- Theatrical release poster
- Directed by: Graham Baker
- Written by: Don Carlos Dunaway Nicholas Kazan
- Produced by: Tim Zinnemann
- Starring: Tim Matheson; Meg Tilly; Hume Cronyn;
- Cinematography: Thomas Del Ruth
- Edited by: David Holden
- Music by: Paul Chihara
- Production company: ABC Motion Pictures
- Distributed by: 20th Century Fox
- Release date: September 28, 1984;
- Running time: 91 minutes
- Country: United States
- Language: English
- Budget: $10 million
- Box office: $2,773,433

= Impulse (1984 film) =

Impulse is a 1984 American science fiction thriller film directed by Graham Baker and starring Tim Matheson, Meg Tilly and Hume Cronyn. The film's plot is about the residents of a small rural town who start to exhibit strange and violent behavior after a small earthquake ruptures the seal on a toxic waste burial site.

==Plot==
Stuart and his girlfriend Jennifer Russell come to the town to visit her hospitalized mother Margaret. The couple begin to notice increasingly odd behavior by several of the townspeople. Although Stuart drinks the local milk, Jennifer does not. As the day progresses, the townspeople and Stuart begin to exhibit signs of violent and extreme sexual behavior. Jennifer visits her friend Margo where she observes evidence that she broke her son Jimmy's arm. When Jennifer tries to leave in her car, she finds the kids Jimmy and Shawn have slashed her tires. When she tries to leave in Margo's car, Jimmy and Shawn trap her in the garage and set it on fire. Jennifer barely escapes with her life. The local physician Dr. Carr euthanizes Margaret and then takes his own life. Stuart discovers that Jennifer's brother Eddie harbors incestuous feelings for her and kills him. As the town descends into chaos and Stuart becomes violent, Jennifer flees in a pickup truck but gets stuck outside of town.
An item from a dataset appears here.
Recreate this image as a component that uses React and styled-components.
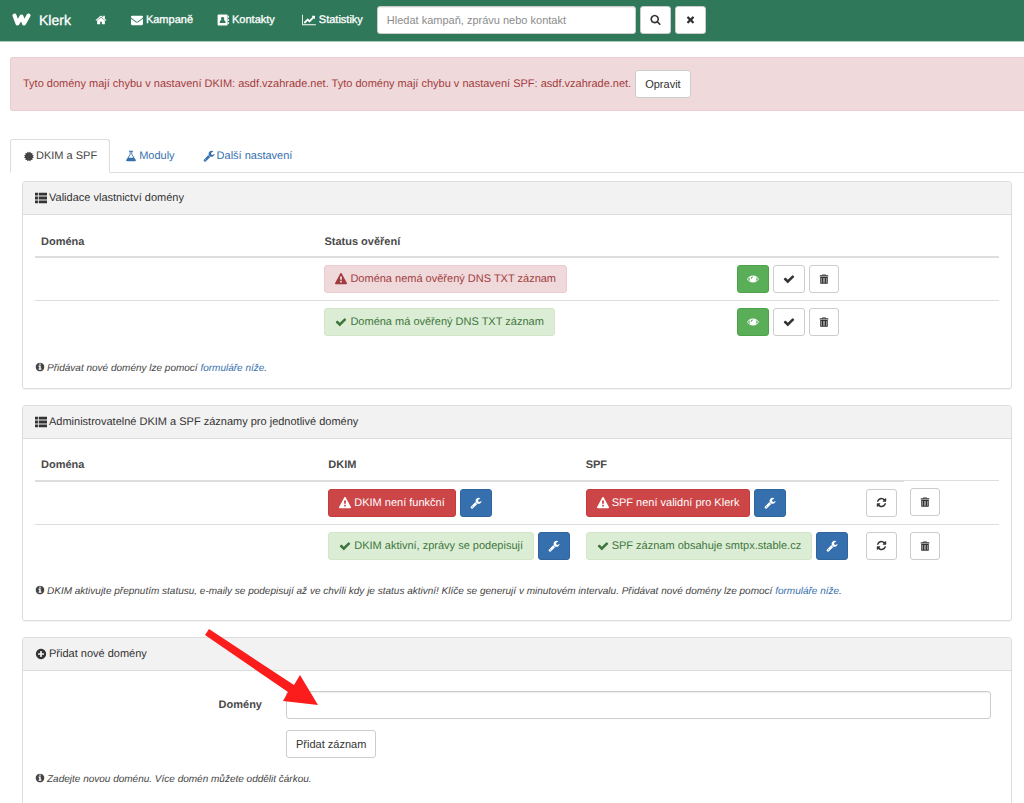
import React, { useState } from "react";
import styled, { createGlobalStyle } from "styled-components";

const GlobalStyle = createGlobalStyle`
	*, *::before, *::after {
		box-sizing: border-box;
	}
	body {
		margin: 0;
		background: #fff;
		color: #444;
		font-family: "Liberation Sans", Arial, sans-serif;
		font-size: 11px;
		line-height: 16px;
		text-rendering: geometricPrecision;
		overflow-x: hidden;
	}
	a {
		color: #3670ad;
		text-decoration: none;
	}
	button, input {
		font: inherit;
	}
`;

/* path data on a 1792 grid */
const icons = {
	home:
		"M1472 992v480q0 26-19 45t-45 19h-384v-384h-256v384h-384q-26 0-45-19t-19-45v-480q0-1 .5-3t.5-3l575-474 575 474q1 2 1 6zm223-69l-62 74q-8 9-21 11h-3q-13 0-21-7l-692-577-692 577q-12 8-24 7-13-2-21-11l-62-74q-8-10-7-23.5t11-21.5l719-599q32-26 76-26t76 26l244 204v-195q0-14 9-23t23-9h192q14 0 23 9t9 23v408l219 182q10 8 11 21.5t-7 23.5z",
	envelope:
		"M1792 710v794q0 66-47 113t-113 47h-1472q-66 0-113-47t-47-113v-794q44 49 101 87 362 246 497 345 57 42 92.5 65.5t94.5 48 110 24.5h2q51 0 110-24.5t94.5-48 92.5-65.5q170-123 498-345 57-39 100-87zm0-294q0 79-49 151t-122 123q-376 261-468 325-10 7-42.5 31t-54 38.5-52 32.5-57.5 27-50 9h-2q-23 0-50-9t-57.5-27-52-32.5-54-38.5-42.5-31q-91-64-262-182.5t-205-142.5q-62-42-117-115.5t-55-136.5q0-78 41.5-130t118.5-52h1472q65 0 112.5 47t47.5 113z",
	book:
		"M260 60h1160q70 0 120 50t50 120v1332q0 70-50 120t-120 50h-1160q-70 0-120-50t-50-120v-1332q0-70 50-120t120-50zM1640 270h90q40 0 40 40v220q0 40-40 40h-90zM1640 740h90q40 0 40 40v220q0 40-40 40h-90zM1640 1210h90q40 0 40 40v220q0 40-40 40h-90zM840 430a250 270 0 0 0-165 473q-275 60-275 360 0 90 90 90h700q90 0 90-90 0-300-275-360a250 270 0 0 0-165-473z",
	search:
		"M1216 832q0-185-131.5-316.5t-316.5-131.5-316.5 131.5-131.5 316.5 131.5 316.5 316.5 131.5 316.5-131.5 131.5-316.5zm512 832q0 52-38 90t-90 38q-54 0-90-38l-343-342q-179 124-399 124-143 0-273.5-55.5t-225-150-150-225-55.5-273.5 55.5-273.5 150-225 225-150 273.5-55.5 273.5 55.5 225 150 150 225 55.5 273.5q0 220-124 399l343 343q37 37 37 90z",
	times:
		"M1490 1322q0 40-28 68l-136 136q-28 28-68 28t-68-28l-294-294-294 294q-28 28-68 28t-68-28l-136-136q-28-28-28-68t28-68l294-294-294-294q-28-28-28-68t28-68l136-136q28-28 68-28t68 28l294 294 294-294q28-28 68-28t68 28l136 136q28 28 28 68t-28 68l-294 294 294 294q28 28 28 68z",
	certificate:
		"M1575 896l138 135q30 28 20 70-12 41-52 51l-188 48 53 186q12 41-19 70-29 31-70 19l-186-53-48 188q-10 40-51 52-12 2-19 2-31 0-51-22l-135-138-135 138q-28 30-70 20-41-11-51-52l-48-188-186 53q-41 12-70-19-31-29-19-70l53-186-188-48q-40-10-52-51-10-42 20-70l138-135-138-135q-30-28-20-70 12-41 52-51l188-48-53-186q-12-41 19-70 29-31 70-19l186 53 48-188q10-41 51-51 41-12 70 19l135 139 135-139q29-30 70-19 41 10 51 51l48 188 186-53q41-12 70 19 31 29 19 70l-53 186 188 48q40 10 52 51 10 42-20 70z",
	flask:
		"M1591 1448q56 89 21.5 152.5t-140.5 63.5h-1152q-106 0-140.5-63.5t21.5-152.5l503-793v-399h-64q-26 0-45-19t-19-45 19-45 45-19h512q26 0 45 19t19 45-19 45-45 19h-64v399zm-779-725l-272 429h712l-272-429-20-31v-436h-128v436z",
	wrench:
		"M448 1472q0-26-19-45t-45-19-45 19-19 45 19 45 45 19 45-19 19-45zm644-420l-682 682q-37 37-90 37-52 0-91-37l-106-108q-38-36-38-90 0-53 38-91l681-681q39 98 114.5 173.5t173.5 114.5zm634-435q0 39-23 106-47 134-164.5 217.5t-258.5 83.5q-185 0-316.5-131.5t-131.5-316.5 131.5-316.5 316.5-131.5q58 0 121.5 16.5t107.5 46.5q16 11 16 28t-16 28l-293 169v224l193 107q5-3 79-48.5t135.5-81 70.5-35.5q15 0 23.5 10t8.5 25z",
	list:
		"M0 100h440v440h-440zM560 100h1232v440h-1232zM0 676h440v440h-440zM560 676h1232v440h-1232zM0 1252h440v440h-440zM560 1252h1232v440h-1232z",
	info:
		"M1152 1376v-160q0-14-9-23t-23-9h-96v-512q0-14-9-23t-23-9h-320q-14 0-23 9t-9 23v160q0 14 9 23t23 9h96v320h-96q-14 0-23 9t-9 23v160q0 14 9 23t23 9h448q14 0 23-9t9-23zm-128-896v-160q0-14-9-23t-23-9h-192q-14 0-23 9t-9 23v160q0 14 9 23t23 9h192q14 0 23-9t9-23zm640 416q0 209-103 385.5t-279.5 279.5-385.5 103-385.5-103-279.5-279.5-103-385.5 103-385.5 279.5-279.5 385.5-103 385.5 103 279.5 279.5 103 385.5z",
	plus:
		"M1344 960v-128q0-26-19-45t-45-19h-256v-256q0-26-19-45t-45-19h-128q-26 0-45 19t-19 45v256h-256q-26 0-45 19t-19 45v128q0 26 19 45t45 19h256v256q0 26 19 45t45 19h128q26 0 45-19t19-45v-256h256q26 0 45-19t19-45zm320-64q0 209-103 385.5t-279.5 279.5-385.5 103-385.5-103-279.5-279.5-103-385.5 103-385.5 279.5-279.5 385.5-103 385.5 103 279.5 279.5 103 385.5z",
	warning:
		"M1024 1375v-190q0-14-9.500-23.500t-22.500-9.500h-192q-13 0-22.500 9.500t-9.500 23.500v190q0 14 9.500 23.500t22.500 9.500h192q13 0 22.500-9.500t9.500-23.500zm-2-374l18-459q0-12-10-19-13-11-24-11h-220q-11 0-24 11-10 7-10 21l17 457q0 10 10 16.500t24 6.500h185q14 0 23.500-6.500t10.500-16.500zm-14-934l768 1408q35 63-2 126-17 29-46.500 46t-63.500 17h-1536q-34 0-63.500-17t-46.500-46q-37-63-2-126l768-1408q17-31 47-49t65-18 65 18 47 49z",
	check:
		"M1671 566q0 40-28 68l-724 724-136 136q-28 28-68 28t-68-28l-136-136-362-362q-28-28-28-68t28-68l136-136q28-28 68-28t68 28l294 295 656-657q28-28 68-28t68 28l136 136q28 28 28 68z",
	refresh:
		"M1639 1056q0 5-1 7-64 268-268 434.500t-478 166.500q-146 0-282.500-55t-243.500-157l-129 129q-19 19-45 19t-45-19-19-45v-448q0-26 19-45t45-19h448q26 0 45 19t19 45-19 45l-137 137q71 66 161 102t187 36q134 0 250-65t186-179q11-17 53-117 8-23 30-23h192q13 0 22.500 9.500t9.500 22.500zm25-800v448q0 26-19 45t-45 19h-448q-26 0-45-19t-19-45 19-45l138-138q-148-137-349-137-134 0-250 65t-186 179q-11 17-53 117-8 23-30 23h-199q-13 0-22.500-9.500t-9.500-22.500v-7q65-268 270-434.500t480-166.500q146 0 284 55.500t245 156.500l130-129q19-19 45-19t45 19 19 45z",
	eye:
		"M896 380q-300 0-530 160t-366 356q136 196 366 356t530 160 530-160 366-356q-136-196-366-356t-530-160zM430 590q-60 110-60 230 0 210 150 370-240-90-400-294 130-190 310-306zM1362 590q180 116 310 306-160 204-400 294 150-160 150-370 0-120-60-230zM830 520q70 0 70 80t-80 90q-90 20-110 120-10 70-80 70-70-10-60-90 30-230 260-270z",
	trash:
		"M660 60h472q60 0 60 60v100h400q80 0 80 80v160h-1552v-160q0-80 80-80h400v-100q0-60 60-60zM720 150v70h352v-70zM220 540h1352v1100q0 110-110 110h-1132q-110 0-110-110zM440 700v880h80v-880zM720 700v880h80v-880zM992 700v880h80v-880zM1272 700v880h80v-880z",
};

const Svg = styled.svg`
	width: ${(props) => props.$size}px;
	height: ${(props) => props.$size}px;
	flex: none;
	fill: currentColor;
	vertical-align: -1px;
`;

function Icon({ name, size = 12 }) {
	return (
		<Svg $size={size} viewBox='0 0 1792 1792' aria-hidden='true'>
			<path fillRule='evenodd' d={icons[name]} />
		</Svg>
	);
}

const ChartSvg = styled.svg`
	width: 14px;
	height: 12px;
	fill: currentColor;
`;

const Navbar = styled.nav`
	display: flex;
	align-items: center;
	height: 42px;
	padding: 0 12px 2px;
	background: #2f785a;
	border-bottom: 1px solid #a9cbbb;
	color: #fff;
`;
const Brand = styled.a`
	display: flex;
	align-items: center;
	gap: 8px;
	margin-right: 24px;
	color: #fff;
	font-size: 14px;
	-webkit-text-stroke: 0.3px;
	svg {
		width: 19px;
		height: 14px;
	}
`;
const NavLink = styled.a`
	display: flex;
	align-items: center;
	gap: 3px;
	margin-right: ${(props) => props.$space || 24}px;
	color: #fff;
	-webkit-text-stroke: 0.3px;
`;
const SearchForm = styled.form`
	display: flex;
	align-items: center;
	gap: 4px;
	input {
		width: 259px;
	}
`;
const TextInput = styled.input`
	width: 100%;
	height: 28px;
	padding: 0 9px;
	border: 1px solid #ccc;
	border-radius: 3px;
	background: #fff;
	color: #555;
	box-shadow: inset 0 1px 1px rgba(0, 0, 0, 0.07);
	&::placeholder {
		color: #8c8c8c;
		opacity: 1;
	}
`;

const variants = {
	default: "#fff; border-color: #ccc; color: #333",
	primary: "#356fad; border-color: #2f649c; color: #fff",
	success: "#5bae58; border-color: #4fa24c; color: #fff",
};
const Button = styled.button`
	display: inline-flex;
	align-items: center;
	justify-content: center;
	min-width: ${(props) => props.$width || 32}px;
	height: 28px;
	padding: 0 9px;
	border: 1px solid;
	border-radius: 3px;
	background: ${(props) => variants[props.$variant || "default"]};
	cursor: pointer;
`;

const Alert = styled.div`
	display: flex;
	align-items: center;
	gap: 4px;
	margin: 15px 0 0 10px;
	padding: 12px;
	height: 54px;
	border: 1px solid #ebccd1;
	border-right: 0;
	border-radius: 3px 0 0 3px;
	background: #f0d9da;
	color: #a03c40;
	white-space: nowrap;
`;

const Tabs = styled.div`
	display: flex;
	margin: 28px 0 0 10px;
	border-bottom: 1px solid #ddd;
`;
const Tab = styled.a`
	display: flex;
	align-items: center;
	gap: 2px;
	height: 34px;
	margin: 0 2px -1px 0;
	padding: 0 12px;
	border: 1px solid ${(props) => (props.$active ? "#ddd" : "transparent")};
	border-bottom-color: ${(props) => (props.$active ? "#fff" : "transparent")};
	border-radius: 3px 3px 0 0;
	color: ${(props) => (props.$active ? "#444" : "#3670ad")};
`;

const Content = styled.main`
	display: flex;
	flex-direction: column;
	gap: 16px;
	padding: 8px 12px 16px 22px;
`;
const Panel = styled.section`
	position: relative;
	border: 1px solid #ddd;
	border-radius: 3px;
	box-shadow: 0 1px 1px rgba(0, 0, 0, 0.05);
`;
const PanelTitle = styled.h2`
	display: flex;
	align-items: center;
	gap: 2px;
	height: 33px;
	margin: 0;
	padding: 0 12px;
	border-bottom: 1px solid #ddd;
	background: #f2f2f2;
	color: #333;
	font-size: 11px;
	font-weight: normal;
`;
const PanelBody = styled.div`
	padding: ${(props) => props.$top || 12}px 12px ${(props) => props.$bottom || 12}px;
`;
const Table = styled.table`
	width: 100%;
	table-layout: fixed;
	border-collapse: collapse;
	th {
		height: 30px;
		padding: 0 6px;
		border-bottom: 2px solid #ddd;
		text-align: left;
		color: #4a4a4a;
	}
	td {
		height: 43px;
		padding: 7px 6px;
		border-top: 1px solid #ddd;
	}
`;
const Col = styled.col`
	width: ${(props) => props.$width};
`;
const Group = styled.div`
	display: flex;
	align-items: center;
	gap: 4px;
	white-space: nowrap;
`;

const tones = {
	danger: "#f0d9da; border-color: #ebccd1; color: #a03c40",
	success: "#dcedd5; border-color: #d3e6c8; color: #3c763d",
	error: "#cc4648; border-color: #c23c3e; color: #fff",
};
const StatusBox = styled.span`
	display: inline-flex;
	align-items: center;
	gap: 3px;
	height: 28px;
	padding: 0 10px;
	border: 1px solid;
	border-radius: 3px;
	background: ${(props) => tones[props.$tone]};
`;
function Status({ tone, children }) {
	return (
		<StatusBox $tone={tone}>
			<Icon name={tone === "success" ? "check" : "warning"} />
			{children}
		</StatusBox>
	);
}

const Note = styled.p`
	margin: ${(props) => props.$top}px 0 0;
	font-size: 10px;
	font-style: italic;
	svg {
		margin-right: 2px;
	}
`;

const FormRow = styled.div`
	display: grid;
	grid-template-columns: 227px 1fr;
	column-gap: 24px;
	align-items: center;
	padding: 0 8px 0 0;
	margin-bottom: 11px;
	label {
		text-align: right;
		font-weight: bold;
		color: #4a4a4a;
	}
	button {
		grid-column: 2;
		justify-self: start;
	}
`;
const Arrow = styled.svg`
	position: absolute;
	left: 180px;
	top: -12px;
	width: 120px;
	height: 84px;
	fill: #fb1d1c;
	pointer-events: none;
`;

const ownership = [
	{ tone: "danger", text: "Doména nemá ověřený DNS TXT záznam" },
	{ tone: "success", text: "Doména má ověřený DNS TXT záznam" },
];
const records = [
	{
		tone: "error",
		dkim: "DKIM není funkční",
		spf: "SPF není validní pro Klerk",
	},
	{
		tone: "success",
		dkim: "DKIM aktivní, zprávy se podepisují",
		spf: "SPF záznam obsahuje smtpx.stable.cz",
	},
];

function Navigation() {
	const [query, setQuery] = useState("");
	return (
		<Navbar>
			<Brand href='#'>
				<svg viewBox='0 0 19 14' fill='none' stroke='#fff' aria-hidden='true'>
					<path
						d='M2.500 2.500L5.500 10.500L9.500 3.500L12 10.500L16.500 2.500'
						strokeWidth='4'
						strokeLinecap='round'
						strokeLinejoin='round'
					/>
				</svg>
				Klerk
			</Brand>
			<NavLink href='#' aria-label='Domů'>
				<Icon name='home' />
			</NavLink>
			<NavLink href='#'>
				<Icon name='envelope' />
				Kampaně
			</NavLink>
			<NavLink href='#' $space={27}>
				<Icon name='book' />
				Kontakty
			</NavLink>
			<NavLink href='#' $space={14}>
				<ChartSvg viewBox='0 0 2048 1792' aria-hidden='true'>
					<path d='M2048 1536v128h-2048v-1536h128v1408h1920zm-128-1248v435q0 21-19.500 29.500t-35.500-7.500l-121-121-633 633q-10 10-23 10t-23-10l-233-233-416 416-192-192 585-585q10-10 23-10t23 10l233 233 464-464-121-121q-16-16-7.500-35.500t29.500-19.500h435q14 0 23 9t9 23z' />
				</ChartSvg>
				Statistiky
			</NavLink>
			<SearchForm onSubmit={(e) => e.preventDefault()}>
				<TextInput
					aria-label='Hledat'
					placeholder='Hledat kampaň, zprávu nebo kontakt'
					value={query}
					onChange={(e) => setQuery(e.target.value)}
				/>
				<Button type='submit' $width={30} aria-label='Hledat'>
					<Icon name='search' size={11} />
				</Button>
				<Button
					type='button'
					$width={30}
					aria-label='Zrušit'
					onClick={() => setQuery("")}>
					<Icon name='times' size={11} />
				</Button>
			</SearchForm>
		</Navbar>
	);
}

export default function App() {
	return (
		<>
			<GlobalStyle />
			<Navigation />
			<Alert role='alert'>
				<span>
					Tyto domény mají chybu v nastavení DKIM: asdf.vzahrade.net. Tyto
					domény mají chybu v nastavení SPF: asdf.vzahrade.net.
				</span>
				<Button>Opravit</Button>
			</Alert>
			<Tabs>
				<Tab href='#dkim' $active>
					<Icon name='certificate' size={11} />
					DKIM a SPF
				</Tab>
				<Tab href='#moduly'>
					<Icon name='flask' size={12} />
					Moduly
				</Tab>
				<Tab href='#nastaveni'>
					<Icon name='wrench' size={12} />
					Další nastavení
				</Tab>
			</Tabs>
			<Content>
				<Panel>
					<PanelTitle>
						<Icon name='list' />
						Validace vlastnictví domény
					</PanelTitle>
					<PanelBody $bottom={11}>
						<Table>
							<colgroup>
								<Col $width='29.4%' />
								<Col $width='42.8%' />
								<Col />
							</colgroup>
							<thead>
								<tr>
									<th>Doména</th>
									<th>Status ověření</th>
									<th />
								</tr>
							</thead>
							<tbody>
								{ownership.map((row) => (
									<tr key={row.tone}>
										<td />
										<td>
											<Group>
												<Status tone={row.tone}>{row.text}</Status>
											</Group>
										</td>
										<td>
											<Group>
												<Button $variant='success' aria-label='Zobrazit'>
													<Icon name='eye' />
												</Button>
												<Button aria-label='Ověřit'>
													<Icon name='check' />
												</Button>
												<Button $width={30} aria-label='Smazat'>
													<Icon name='trash' size={10} />
												</Button>
											</Group>
										</td>
									</tr>
								))}
							</tbody>
						</Table>
						<Note $top={17}>
							<Icon name='info' size={10} />
							Přidávat nové domény lze pomocí <a href='#form'>formuláře níže</a>.
						</Note>
					</PanelBody>
				</Panel>

				<Panel>
					<PanelTitle>
						<Icon name='list' />
						Administrovatelné DKIM a SPF záznamy pro jednotlivé domény
					</PanelTitle>
					<PanelBody $bottom={20}>
						<Table>
							<colgroup>
								<Col $width='29.8%' />
								<Col $width='26.7%' />
								<Col $width='29.1%' />
								<Col $width='4.5%' />
								<Col />
							</colgroup>
							<thead>
								<tr>
									<th>Doména</th>
									<th>DKIM</th>
									<th>SPF</th>
									<th />
								</tr>
							</thead>
							<tbody>
								{records.map((row) => (
									<tr key={row.tone}>
										<td />
										<td>
											<Group>
												<Status tone={row.tone}>{row.dkim}</Status>
												<Button $variant='primary' aria-label='Nastavit DKIM'>
													<Icon name='wrench' />
												</Button>
											</Group>
										</td>
										<td>
											<Group>
												<Status tone={row.tone}>{row.spf}</Status>
												<Button $variant='primary' aria-label='Nastavit SPF'>
													<Icon name='wrench' />
												</Button>
											</Group>
										</td>
										<td>
											<Group>
												<Button $width={30} aria-label='Obnovit'>
													<Icon name='refresh' size={11} />
												</Button>
											</Group>
										</td>
										<td>
											<Group>
												<Button $width={30} aria-label='Smazat'>
													<Icon name='trash' size={10} />
												</Button>
											</Group>
										</td>
									</tr>
								))}
							</tbody>
						</Table>
						<Note $top={17}>
							<Icon name='info' size={10} />
							DKIM aktivujte přepnutím statusu, e-maily se podepisují až ve
							chvíli kdy je status aktivní! Klíče se generují v minutovém
							intervalu. Přidávat nové domény lze pomocí{" "}
							<a href='#form'>formuláře níže</a>.
						</Note>
					</PanelBody>
				</Panel>

				<Panel as='form' id='form' onSubmit={(e) => e.preventDefault()}>
					<PanelTitle>
						<Icon name='plus' />
						Přidat nové domény
					</PanelTitle>
					<PanelBody $top={20} $bottom={24}>
						<FormRow>
							<label htmlFor='domains'>Domény</label>
							<TextInput id='domains' />
						</FormRow>
						<FormRow>
							<Button type='submit'>Přidat záznam</Button>
						</FormRow>
						<Note $top={14}>
							<Icon name='info' size={10} />
							Zadejte novou doménu. Více domén můžete oddělit čárkou.
						</Note>
					</PanelBody>
					<Arrow viewBox='0 0 120 84' aria-hidden='true'>
						<path d='M6 3L2 9L85 66L80 75L115 79L97 49L91 59Z' />
					</Arrow>
				</Panel>
			</Content>
		</>
	);
}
At the same time, Stuart escapes to the woods where he discovers the recently repaired toxic waste vault which he follows to the milk facility, discovering a pipe leak dripping liquid into a vat of milk. He then begins to walk back to town, but comes across Jennifer in the stuck pickup truck. He helps free the truck, then warns her that as the only uninfected person she needs to leave, but he intends to return to town to help as best he can. Then, two men are seen loading a biplane with barrels of liquid. After the plane takes off, Stuart walks up to the other man whose government vehicle is filled with radios, on which he hears talk about spraying the town. Stuart deduces this man has some connection with the events in the town, but when he confronts the man, he shoots Stuart dead with a shotgun. Jennifer, who had turned around to return to town, witnesses the man kill her boyfriend. She then runs down the man with her pickup truck and kills him. There are views of the town littered with corpses and a news item that government agencies have no explanation for the mass death of the entire town. Jennifer walks away as the sun sets.

==Cast==
- Tim Matheson as Stuart
- Meg Tilly as Jennifer Russell
- Hume Cronyn as Dr. Carr
- John Karlen as Bob Russell
- Bill Paxton as Eddie Russell
- Amy Stryker as Margo
- Claude Earl Jones as Sheriff Jenkins
- Robert Wightman as Howard
- Lorinne Vozoff as Margaret Russell
- Peter Jason as Man in Truck
- Christian Crane as Shawn
- Chris Giannini as Jimmy
- Allan Graf as Deputy Ned
- Anne Haney as Gladys Piersall

==Reception==
Audiences polled by CinemaScore gave the film an average grade of "D" on an A+ to F scale.